Return the listing below exactly, with the pictures dropped.

→ MATERIAL PROVIDED
====

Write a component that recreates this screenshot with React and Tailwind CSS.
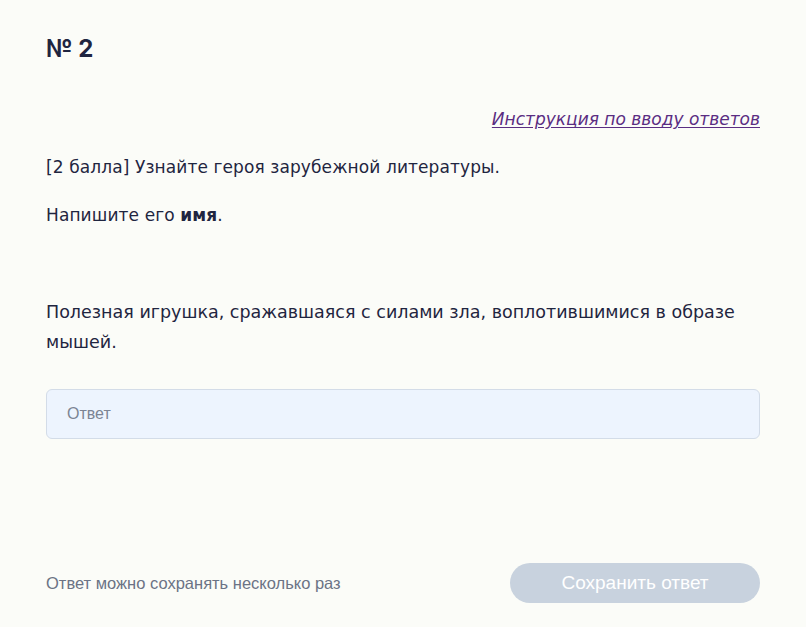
export default function App() {
  return (
    <div className="min-h-[627px] bg-[#fbfcf8] px-[46px] pt-[34px] pb-[24px] flex flex-col font-['DejaVu_Sans',sans-serif] text-[#1f2540]">
      <h1 className="text-[24px] font-bold leading-[30px] font-['Inter',sans-serif]">№ 2</h1>

      <div className="flex justify-end mt-[43px]">
        <a href="#" className="italic text-[17px] leading-[24px] text-[#5a2d82] underline underline-offset-2">
          Инструкция по вводу ответов
        </a>
      </div>

      <p className="mt-[24px] text-[17px] leading-[24px] tracking-[0.1px]">
        [2 балла] Узнайте героя зарубежной литературы.
      </p>
      <p className="mt-[24px] text-[17px] leading-[24px] tracking-[0.1px]">
        Напишите его <b>имя</b>.
      </p>

      <p className="mt-[70px] text-[17.5px] leading-[30px]">
        Полезная игрушка, сражавшаяся с силами зла, воплотившимися в образе мышей.
      </p>

      <input
        placeholder="Ответ"
        className="mt-[32px] h-[50px] w-full rounded-[6px] border border-[#d3dce8] bg-[#edf4fe] px-[20px] text-[16px] font-['Liberation_Sans',sans-serif] placeholder:text-[#7c8494] outline-none"
      />

      <div className="mt-auto flex items-center justify-between">
        <span className="text-[16.5px] text-[#6b7385] font-['Liberation_Sans',sans-serif]">
          Ответ можно сохранять несколько раз
        </span>
        <button className="h-[40px] w-[250px] rounded-full bg-[#c8d2de] text-[19px] text-white font-['Liberation_Sans',sans-serif]">
          Сохранить ответ
        </button>
      </div>
    </div>
  );
}
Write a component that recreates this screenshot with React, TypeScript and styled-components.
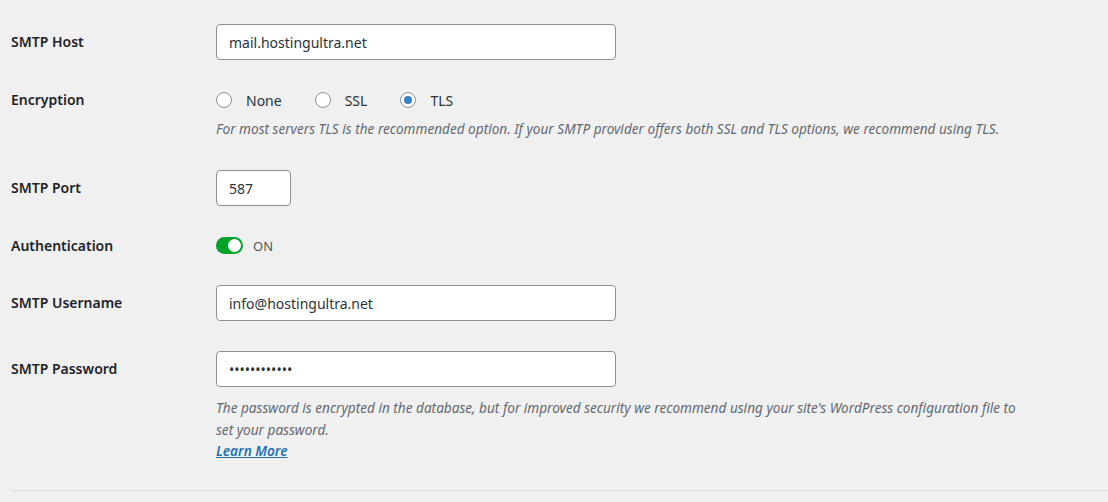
import React from 'react'
import styled, { createGlobalStyle } from 'styled-components'

const Global = createGlobalStyle`
  html, body {
    margin: 0;
    padding: 0;
    background: #f0f0f1;
    font-family: "Noto Sans", "Liberation Sans", sans-serif;
    color: #1d2327;
  }
`

const Page = styled.div`
  padding: 9px 0 0 11px;
  width: 1097px;
`

const Row = styled.div`
  display: grid;
  grid-template-columns: 205px 1fr;
  padding: 15px 0;
`

const Label = styled.div<{ $h: number }>`
  height: ${p => p.$h}px;
  display: flex;
  align-items: center;
  font-size: 14px;
  font-weight: 600;
  color: #1d2327;
  margin-top: -1px;
`

const Field = styled.div`
  display: flex;
  flex-direction: column;
`

const TextInput = styled.input<{ $w: number }>`
  box-sizing: border-box;
  width: ${p => p.$w}px;
  height: 36px;
  margin: 0;
  padding: 0 12px;
  border: 1px solid #8c8f94;
  border-radius: 4px;
  background: #fff;
  font-family: "Noto Sans", "Liberation Sans", sans-serif;
  font-size: 14px;
  color: #2c3338;
  outline: none;
`

const RadioGroup = styled.div`
  display: flex;
  align-items: center;
  height: 20px;
  gap: 33px;
`

const RadioItem = styled.label`
  display: flex;
  align-items: center;
  gap: 14px;
  font-size: 14px;
  color: #2c3338;
`

const RadioCircle = styled.span<{ $on?: boolean }>`
  box-sizing: border-box;
  width: 16px;
  height: 16px;
  border-radius: 50%;
  border: 1px solid #8c8f94;
  background: #fff;
  display: flex;
  align-items: center;
  justify-content: center;
  &::after {
    content: '';
    display: ${p => (p.$on ? 'block' : 'none')};
    width: 8px;
    height: 8px;
    border-radius: 50%;
    background: #3582c4;
  }
`

const Description = styled.p<{ $mt: number }>`
  margin: ${p => p.$mt}px 0 0;
  font-size: 13.6px;
  font-style: italic;
  line-height: 22px;
  color: #646970;
  max-width: 810px;
`

const LearnMore = styled.a`
  display: block;
  align-self: flex-start;
  font-size: 13.6px;
  font-style: italic;
  font-weight: 600;
  line-height: 20px;
  color: #2271b1;
  text-decoration: underline;
  margin-bottom: 14px;
`

const ToggleRow = styled.div`
  display: flex;
  align-items: center;
  height: 19px;
  gap: 10px;
`

const Toggle = styled.span`
  box-sizing: border-box;
  width: 27px;
  height: 17px;
  border-radius: 9px;
  background: #00a32a;
  display: flex;
  align-items: center;
  justify-content: flex-end;
  padding-right: 2px;
  &::after {
    content: '';
    width: 13px;
    height: 13px;
    border-radius: 50%;
    background: #fff;
  }
`

const ToggleText = styled.span`
  font-size: 13px;
  color: #50575e;
`

const Divider = styled.hr`
  border: 0;
  border-top: 1px solid #dcdcde;
  margin: 0;
`

export default function App() {
  return (
    <>
      <Global />
      <Page>
        <Row>
          <Label $h={36}>SMTP Host</Label>
          <Field>
            <TextInput $w={400} defaultValue="mail.hostingultra.net" />
          </Field>
        </Row>
        <Row>
          <Label $h={20}>Encryption</Label>
          <Field>
            <RadioGroup>
              <RadioItem><RadioCircle />None</RadioItem>
              <RadioItem><RadioCircle />SSL</RadioItem>
              <RadioItem><RadioCircle $on />TLS</RadioItem>
            </RadioGroup>
            <Description $mt={8}>
              For most servers TLS is the recommended option. If your SMTP provider offers both SSL and TLS options, we recommend using TLS.
            </Description>
          </Field>
        </Row>
        <Row>
          <Label $h={36}>SMTP Port</Label>
          <Field>
            <TextInput $w={75} defaultValue="587" />
          </Field>
        </Row>
        <Row>
          <Label $h={20}>Authentication</Label>
          <Field>
            <ToggleRow>
              <Toggle />
              <ToggleText>ON</ToggleText>
            </ToggleRow>
          </Field>
        </Row>
        <Row>
          <Label $h={36}>SMTP Username</Label>
          <Field>
            <TextInput $w={400} defaultValue="info@hostingultra.net" />
          </Field>
        </Row>
        <Row>
          <Label $h={36}>SMTP Password</Label>
          <Field>
            <TextInput $w={400} type="password" defaultValue="abcdefghijkl" />
            <Description $mt={10}>
              The password is encrypted in the database, but for improved security we recommend using your site's WordPress configuration file to set your password.
            </Description>
            <LearnMore href="#">Learn More</LearnMore>
          </Field>
        </Row>
        <Divider />
      </Page>
    </>
  )
}
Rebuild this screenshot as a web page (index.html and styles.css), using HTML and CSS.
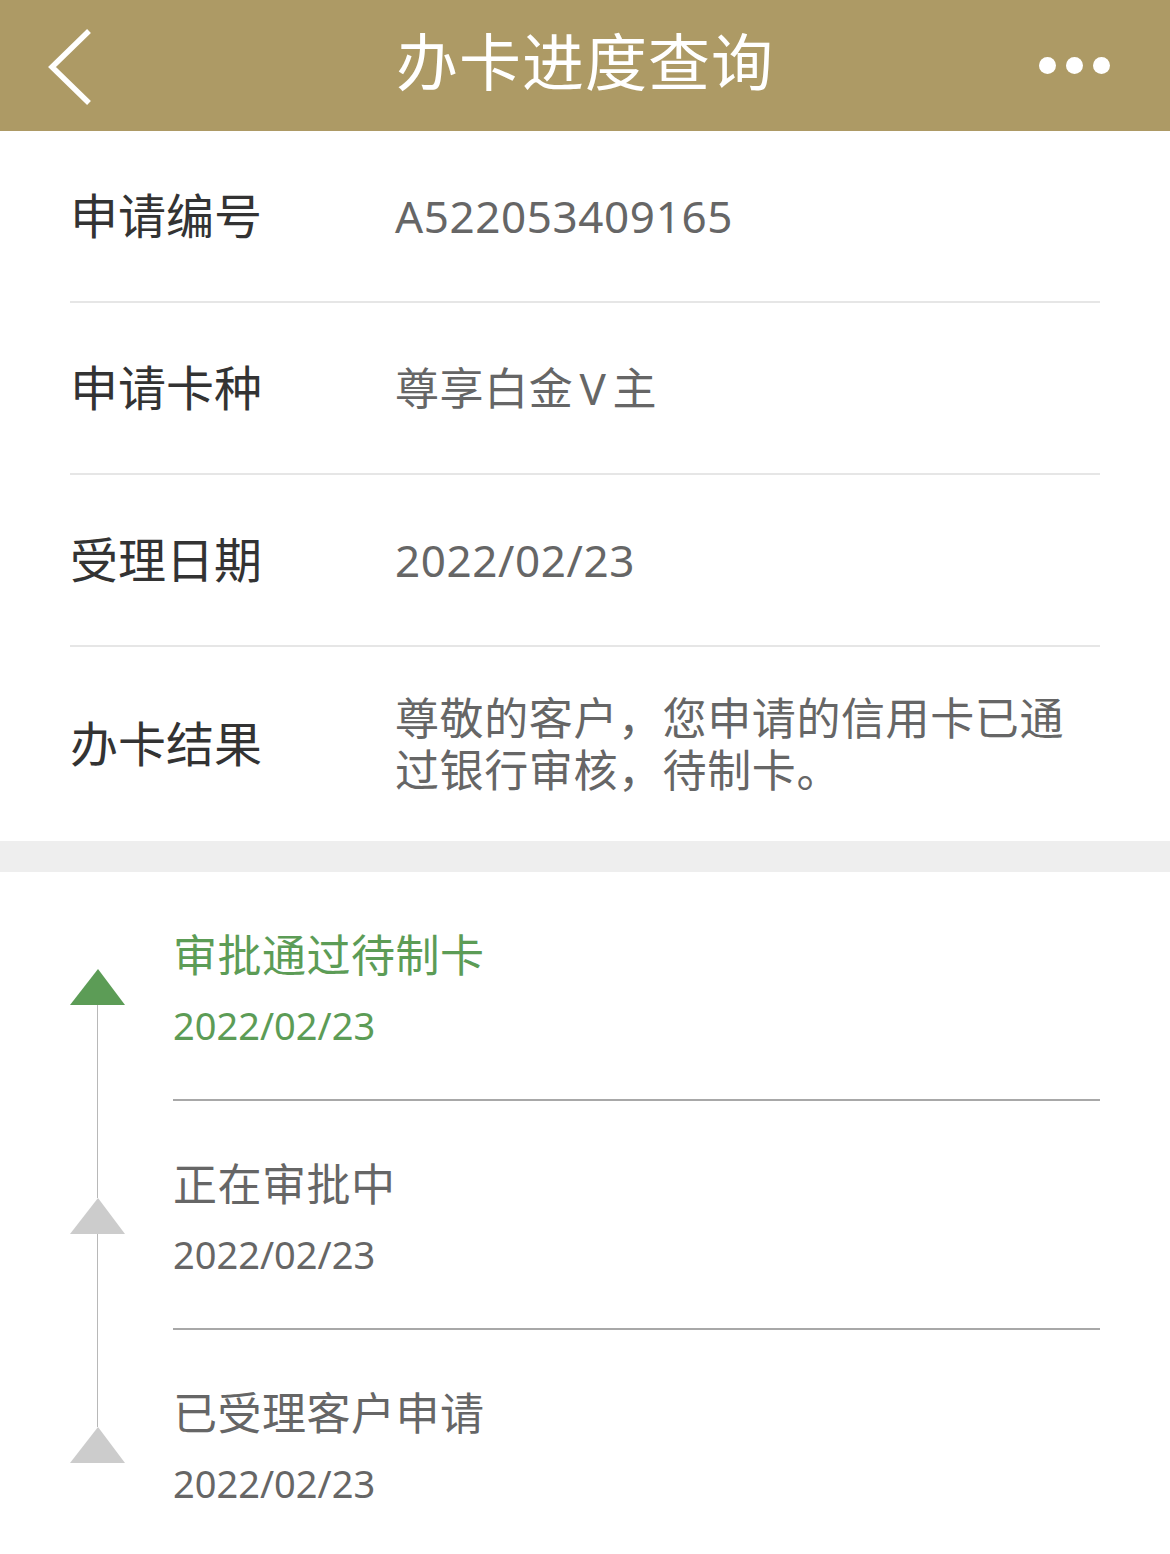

====

→ THE RESPONSE
Write a component that recreates this screenshot with React and Tailwind CSS.
export default function App() {
  return (
    <div className="min-h-[627px] bg-[#fbfcf8] px-[46px] pt-[34px] pb-[24px] flex flex-col font-['DejaVu_Sans',sans-serif] text-[#1f2540]">
      <h1 className="text-[24px] font-bold leading-[30px] font-['Inter',sans-serif]">№ 2</h1>

      <div className="flex justify-end mt-[43px]">
        <a href="#" className="italic text-[17px] leading-[24px] text-[#5a2d82] underline underline-offset-2">
          Инструкция по вводу ответов
        </a>
      </div>

      <p className="mt-[24px] text-[17px] leading-[24px] tracking-[0.1px]">
        [2 балла] Узнайте героя зарубежной литературы.
      </p>
      <p className="mt-[24px] text-[17px] leading-[24px] tracking-[0.1px]">
        Напишите его <b>имя</b>.
      </p>

      <p className="mt-[70px] text-[17.5px] leading-[30px]">
        Полезная игрушка, сражавшаяся с силами зла, воплотившимися в образе мышей.
      </p>

      <input
        placeholder="Ответ"
        className="mt-[32px] h-[50px] w-full rounded-[6px] border border-[#d3dce8] bg-[#edf4fe] px-[20px] text-[16px] font-['Liberation_Sans',sans-serif] placeholder:text-[#7c8494] outline-none"
      />

      <div className="mt-auto flex items-center justify-between">
        <span className="text-[16.5px] text-[#6b7385] font-['Liberation_Sans',sans-serif]">
          Ответ можно сохранять несколько раз
        </span>
        <button className="h-[40px] w-[250px] rounded-full bg-[#c8d2de] text-[19px] text-white font-['Liberation_Sans',sans-serif]">
          Сохранить ответ
        </button>
      </div>
    </div>
  );
}
Write a component that recreates this screenshot with React, TypeScript and styled-components.
import React from 'react'
import styled, { createGlobalStyle } from 'styled-components'

const Global = createGlobalStyle`
  html, body {
    margin: 0;
    padding: 0;
    background: #f0f0f1;
    font-family: "Noto Sans", "Liberation Sans", sans-serif;
    color: #1d2327;
  }
`

const Page = styled.div`
  padding: 9px 0 0 11px;
  width: 1097px;
`

const Row = styled.div`
  display: grid;
  grid-template-columns: 205px 1fr;
  padding: 15px 0;
`

const Label = styled.div<{ $h: number }>`
  height: ${p => p.$h}px;
  display: flex;
  align-items: center;
  font-size: 14px;
  font-weight: 600;
  color: #1d2327;
  margin-top: -1px;
`

const Field = styled.div`
  display: flex;
  flex-direction: column;
`

const TextInput = styled.input<{ $w: number }>`
  box-sizing: border-box;
  width: ${p => p.$w}px;
  height: 36px;
  margin: 0;
  padding: 0 12px;
  border: 1px solid #8c8f94;
  border-radius: 4px;
  background: #fff;
  font-family: "Noto Sans", "Liberation Sans", sans-serif;
  font-size: 14px;
  color: #2c3338;
  outline: none;
`

const RadioGroup = styled.div`
  display: flex;
  align-items: center;
  height: 20px;
  gap: 33px;
`

const RadioItem = styled.label`
  display: flex;
  align-items: center;
  gap: 14px;
  font-size: 14px;
  color: #2c3338;
`

const RadioCircle = styled.span<{ $on?: boolean }>`
  box-sizing: border-box;
  width: 16px;
  height: 16px;
  border-radius: 50%;
  border: 1px solid #8c8f94;
  background: #fff;
  display: flex;
  align-items: center;
  justify-content: center;
  &::after {
    content: '';
    display: ${p => (p.$on ? 'block' : 'none')};
    width: 8px;
    height: 8px;
    border-radius: 50%;
    background: #3582c4;
  }
`

const Description = styled.p<{ $mt: number }>`
  margin: ${p => p.$mt}px 0 0;
  font-size: 13.6px;
  font-style: italic;
  line-height: 22px;
  color: #646970;
  max-width: 810px;
`

const LearnMore = styled.a`
  display: block;
  align-self: flex-start;
  font-size: 13.6px;
  font-style: italic;
  font-weight: 600;
  line-height: 20px;
  color: #2271b1;
  text-decoration: underline;
  margin-bottom: 14px;
`

const ToggleRow = styled.div`
  display: flex;
  align-items: center;
  height: 19px;
  gap: 10px;
`

const Toggle = styled.span`
  box-sizing: border-box;
  width: 27px;
  height: 17px;
  border-radius: 9px;
  background: #00a32a;
  display: flex;
  align-items: center;
  justify-content: flex-end;
  padding-right: 2px;
  &::after {
    content: '';
    width: 13px;
    height: 13px;
    border-radius: 50%;
    background: #fff;
  }
`

const ToggleText = styled.span`
  font-size: 13px;
  color: #50575e;
`

const Divider = styled.hr`
  border: 0;
  border-top: 1px solid #dcdcde;
  margin: 0;
`

export default function App() {
  return (
    <>
      <Global />
      <Page>
        <Row>
          <Label $h={36}>SMTP Host</Label>
          <Field>
            <TextInput $w={400} defaultValue="mail.hostingultra.net" />
          </Field>
        </Row>
        <Row>
          <Label $h={20}>Encryption</Label>
          <Field>
            <RadioGroup>
              <RadioItem><RadioCircle />None</RadioItem>
              <RadioItem><RadioCircle />SSL</RadioItem>
              <RadioItem><RadioCircle $on />TLS</RadioItem>
            </RadioGroup>
            <Description $mt={8}>
              For most servers TLS is the recommended option. If your SMTP provider offers both SSL and TLS options, we recommend using TLS.
            </Description>
          </Field>
        </Row>
        <Row>
          <Label $h={36}>SMTP Port</Label>
          <Field>
            <TextInput $w={75} defaultValue="587" />
          </Field>
        </Row>
        <Row>
          <Label $h={20}>Authentication</Label>
          <Field>
            <ToggleRow>
              <Toggle />
              <ToggleText>ON</ToggleText>
            </ToggleRow>
          </Field>
        </Row>
        <Row>
          <Label $h={36}>SMTP Username</Label>
          <Field>
            <TextInput $w={400} defaultValue="info@hostingultra.net" />
          </Field>
        </Row>
        <Row>
          <Label $h={36}>SMTP Password</Label>
          <Field>
            <TextInput $w={400} type="password" defaultValue="abcdefghijkl" />
            <Description $mt={10}>
              The password is encrypted in the database, but for improved security we recommend using your site's WordPress configuration file to set your password.
            </Description>
            <LearnMore href="#">Learn More</LearnMore>
          </Field>
        </Row>
        <Divider />
      </Page>
    </>
  )
}
Rebuild this screenshot as a web page (index.html and styles.css), using HTML and CSS.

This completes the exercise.